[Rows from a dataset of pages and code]
○ ○ ○ ○ ○

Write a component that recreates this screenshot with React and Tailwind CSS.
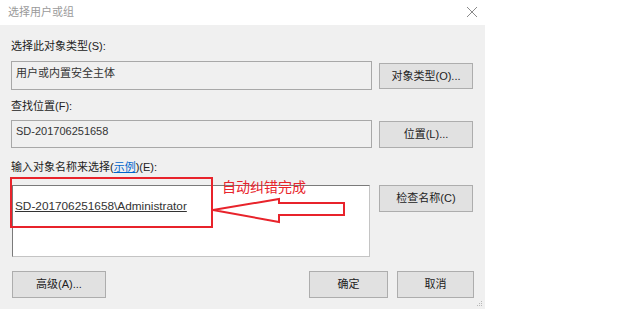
const font = "font-['Liberation_Sans','Noto_Sans_CJK_SC',sans-serif]";

function Btn({ children, className = "" }) {
  return (
    <button
      className={`flex items-center justify-center border border-[#adadad] bg-[#e1e1e1] text-[11px] leading-none text-[#222] ${className}`}
    >
      {children}
    </button>
  );
}

export default function App() {
  return (
    <div className={`flex h-[309px] w-[620px] bg-white ${font}`}>
      {/* dialog */}
      <div className="flex w-[485px] flex-col">
        {/* title bar */}
        <div className="flex h-[25px] items-center justify-between bg-white pl-[8px] pr-[7px]">
          <span className="text-[11px] leading-none text-[#9a9a9a]">选择用户或组</span>
          <svg width="12" height="12" viewBox="0 0 12 12" className="mt-[-1px]">
            <path d="M1 1 L11 11 M11 1 L1 11" stroke="#8a8a8a" strokeWidth="1" fill="none" />
          </svg>
        </div>

        {/* body */}
        <div className="relative flex flex-1 flex-col bg-[#f0f0f0] pl-[11px] pt-[14px] text-[#222]">
          <div className="h-[15px] text-[11px] leading-[15px]">选择此对象类型(S):</div>
          <div className="mt-[7px] flex items-start gap-[7px]">
            <div className="h-[29px] w-[361px] border border-[#a8a8a8] pl-[4px] pt-[4px] text-[11px] leading-[15px] text-[#333]">
              用户或内置安全主体
            </div>
            <Btn className="mt-[2px] h-[26px] w-[94px]">对象类型(O)...</Btn>
          </div>

          <div className="mt-[9px] h-[15px] text-[11px] leading-[15px]">查找位置(F):</div>
          <div className="mt-[6px] flex items-start gap-[7px]">
            <div className="h-[28px] w-[361px] border border-[#a8a8a8] pl-[4px] pt-[3px] text-[11px] leading-[15px] text-[#333]">
              SD-201706251658
            </div>
            <Btn className="mt-[1px] h-[27px] w-[94px]">位置(L)...</Btn>
          </div>

          <div className="mt-[12px] h-[15px] text-[11px] leading-[15px]">
            输入对象名称来选择(<span className="text-[#0066cc] underline">示例</span>)(E):
          </div>
          <div className="mt-[10px] flex items-start gap-[9px]">
            <div className="relative ml-[1px] h-[72px] w-[358px] border border-[#c4c4c4] border-l-[#7a7a7a] border-t-[#7a7a7a] bg-white pl-[2px] pt-[7px]">
              <span className="text-[11.8px] leading-[15px] text-[#333] underline">
                SD-201706251658\Administrator
              </span>
              {/* annotation overlay */}
              <div className="absolute left-[-3px] top-[-9px] h-[51px] w-[203px] border-2 border-[#e8232b]" />
              <div className="absolute left-[209px] top-[-9px] text-[14px] leading-[20px] text-[#e8232b]">
                自动纠错完成
              </div>
              <svg
                className="absolute left-[198px] top-[11px]"
                width="136"
                height="28"
                viewBox="0 0 136 28"
              >
                <path
                  d="M2 13 L68 2 L68 6 L133 6 L133 18 L68 18 L68 25 Z"
                  fill="white"
                  stroke="#e8232b"
                  strokeWidth="2"
                  strokeLinejoin="miter"
                />
              </svg>
            </div>
            <Btn className="h-[27px] w-[94px]">检查名称(C)</Btn>
          </div>

          <div className="mt-[14px] flex w-[463px] items-start justify-between pl-[1px]">
            <Btn className="h-[27px] w-[94px]">高级(A)...</Btn>
            <div className="flex gap-[9px]">
              <Btn className="h-[27px] w-[79px]">确定</Btn>
              <Btn className="h-[27px] w-[77px]">取消</Btn>
            </div>
          </div>

          {/* size grip */}
          <svg className="absolute bottom-[2px] right-[2px]" width="8" height="8" viewBox="0 0 8 8">
            <rect x="6" y="2" width="1" height="1" fill="#b8b8b8" />
            <rect x="4" y="4" width="1" height="1" fill="#b8b8b8" />
            <rect x="6" y="4" width="1" height="1" fill="#b8b8b8" />
            <rect x="2" y="6" width="1" height="1" fill="#b8b8b8" />
            <rect x="4" y="6" width="1" height="1" fill="#b8b8b8" />
            <rect x="6" y="6" width="1" height="1" fill="#b8b8b8" />
          </svg>
        </div>
      </div>
    </div>
  );
}
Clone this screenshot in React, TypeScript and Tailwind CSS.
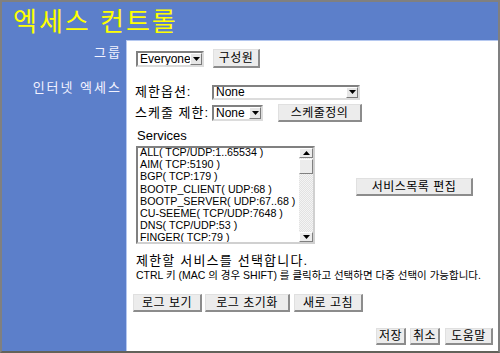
import React from "react";

const font = { fontFamily: '"Liberation Sans", "Noto Sans CJK KR", sans-serif' };

const Arrow = ({ up = false }: { up?: boolean }) => (
  <svg width="7" height="4" viewBox="0 0 7 4" className={up ? "rotate-180" : ""}>
    <path d="M0 0h7L3.5 4z" fill="#000" />
  </svg>
);

const Select = ({ value, className }: { value: string; className: string }) => (
  <div
    className={`flex shrink-0 items-stretch bg-white border-2 border-t-[#808080] border-l-[#808080] border-r-[#dcdcdc] border-b-[#dcdcdc] ${className}`}
  >
    <div className="flex-1 pl-[2px] text-[12px] leading-[12px] text-black flex items-center overflow-hidden">{value}</div>
    <div className="w-[12px] bg-[#e6e6e6] border border-t-white border-l-white border-r-[#7a7a7a] border-b-[#7a7a7a] flex items-center justify-center">
      <Arrow />
    </div>
  </div>
);

const Btn = ({ label, className }: { label: string; className: string }) => (
  <button
    className={`flex shrink-0 items-center justify-center overflow-hidden bg-[#ececec] border border-t-[#e0e0e0] border-l-[#e0e0e0] border-r-2 border-b-2 border-r-[#8c8c8c] border-b-[#8c8c8c] text-[12px] leading-[12px] tracking-[0.5px] text-black ${className}`}
  >
    {label}
  </button>
);

const services = [
  "ALL( TCP/UDP:1..65534 )",
  "AIM( TCP:5190 )",
  "BGP( TCP:179 )",
  "BOOTP_CLIENT( UDP:68 )",
  "BOOTP_SERVER( UDP:67..68 )",
  "CU-SEEME( TCP/UDP:7648 )",
  "DNS( TCP/UDP:53 )",
  "FINGER( TCP:79 )",
];

export default function App() {
  return (
    <div
      style={font}
      className="w-[500px] h-[353px] flex flex-col bg-[#5c7fca] border-2 border-[#808080] border-b-[#62625a] overflow-hidden"
    >
      <div className="shrink-0 h-[38px] pl-[11px] pt-[4px] text-[26px] leading-[32px] tracking-[2px] text-[#ffff00]">
        엑세스 컨트롤
      </div>
      <div className="flex flex-1 min-h-0">
        <div className="shrink-0 w-[124px] pr-[4px] pt-[6px] text-right text-[13px] leading-[14px] tracking-[2px] text-[#f2f2ff]">
          <div className="h-[14px]">그룹</div>
          <div className="h-[14px] mt-[21px]">인터넷 엑세스</div>
        </div>
        <div className="flex-1 flex flex-col bg-white border-t border-l border-[#b5c8f0] pl-[6px] pr-[5px] pt-[8px] text-black">
          <div className="flex items-center h-[19px] pl-[3px]">
            <Select value="Everyone" className="w-[68px] h-[16px]" />
            <Btn label="구성원" className="ml-[9px] w-[47px] h-[19px]" />
          </div>
          <div className="flex items-center h-[16px] mt-[16px] pl-[2px]">
            <div className="w-[77px] h-[14px] text-[13px] leading-[14px] tracking-[1px] whitespace-nowrap">제한옵션:</div>
            <Select value="None" className="w-[148px] h-[15px]" />
          </div>
          <div className="flex items-center h-[18px] mt-[4px] pl-[2px]">
            <div className="w-[77px] h-[14px] text-[13px] leading-[14px] tracking-[1px] whitespace-nowrap">스케줄 제한:</div>
            <Select value="None" className="w-[51px] h-[16px]" />
            <Btn label="스케줄정의" className="ml-[15px] w-[84px] h-[18px]" />
          </div>
          <div className="h-[15px] mt-[6px] pl-[4px] text-[13px] leading-[15px]">Services</div>
          <div className="flex items-start mt-[3px] pl-[3px]">
            <div className="flex shrink-0 w-[179px] h-[98px] border-2 border-t-[#808080] border-l-[#808080] border-r-[#d0d0d0] border-b-[#d0d0d0] bg-white overflow-hidden">
              <div className="flex-1 pl-[2px] -mt-[2px] text-[10.7px] leading-[12.2px] whitespace-nowrap overflow-hidden">
                {services.map((s) => (
                  <div key={s} className="h-[12.2px]">{s}</div>
                ))}
              </div>
              <div className="w-[14px] flex flex-col bg-[repeating-conic-gradient(#f4f4f4_0_25%,#e2e2e2_0_50%)] bg-[length:2px_2px]">
                <div className="h-[10px] bg-[#ececec] border border-t-white border-l-white border-r-[#808080] border-b-[#808080] flex items-center justify-center">
                  <Arrow up />
                </div>
                <div className="mt-[1px] h-[15px] bg-[#ececec] border border-t-white border-l-white border-r-[#808080] border-b-[#808080]" />
                <div className="flex-1" />
                <div className="h-[10px] bg-[#ececec] border border-t-white border-l-white border-r-[#808080] border-b-[#808080] flex items-center justify-center">
                  <Arrow />
                </div>
              </div>
            </div>
            <Btn label="서비스목록 편집" className="ml-[41px] mt-[32px] w-[117px] h-[18px]" />
          </div>
          <div className="h-[16px] mt-[9px] pl-[3px] text-[13px] leading-[16px] tracking-[1.2px] whitespace-nowrap">
            제한할 서비스를 선택합니다.
          </div>
          <div className="h-[13px] pl-[3px] text-[10.5px] leading-[13px] whitespace-nowrap">
            CTRL 키 (MAC 의 경우 SHIFT) 를 클릭하고 선택하면 다중 선택이 가능합니다.
          </div>
          <div className="flex mt-[12px]">
            <Btn label="로그 보기" className="w-[69px] h-[18px]" />
            <Btn label="로그 초기화" className="ml-[3px] w-[85px] h-[18px]" />
            <Btn label="새로 고침" className="ml-[4px] w-[69px] h-[18px]" />
          </div>
          <div className="flex justify-end mt-[16px]">
            <Btn label="저장" className="w-[30px] h-[17px]" />
            <Btn label="취소" className="ml-[4px] w-[30px] h-[17px]" />
            <Btn label="도움말" className="ml-[5px] w-[48px] h-[17px]" />
          </div>
        </div>
      </div>
    </div>
  );
}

○ ○ ○ ○ ○

— PROMPT —
Go through the records and copy each line with "Tailwind" in it.

— EXERCISE RESULT —
Write a component that recreates this screenshot with React and Tailwind CSS.
Clone this screenshot in React, TypeScript and Tailwind CSS.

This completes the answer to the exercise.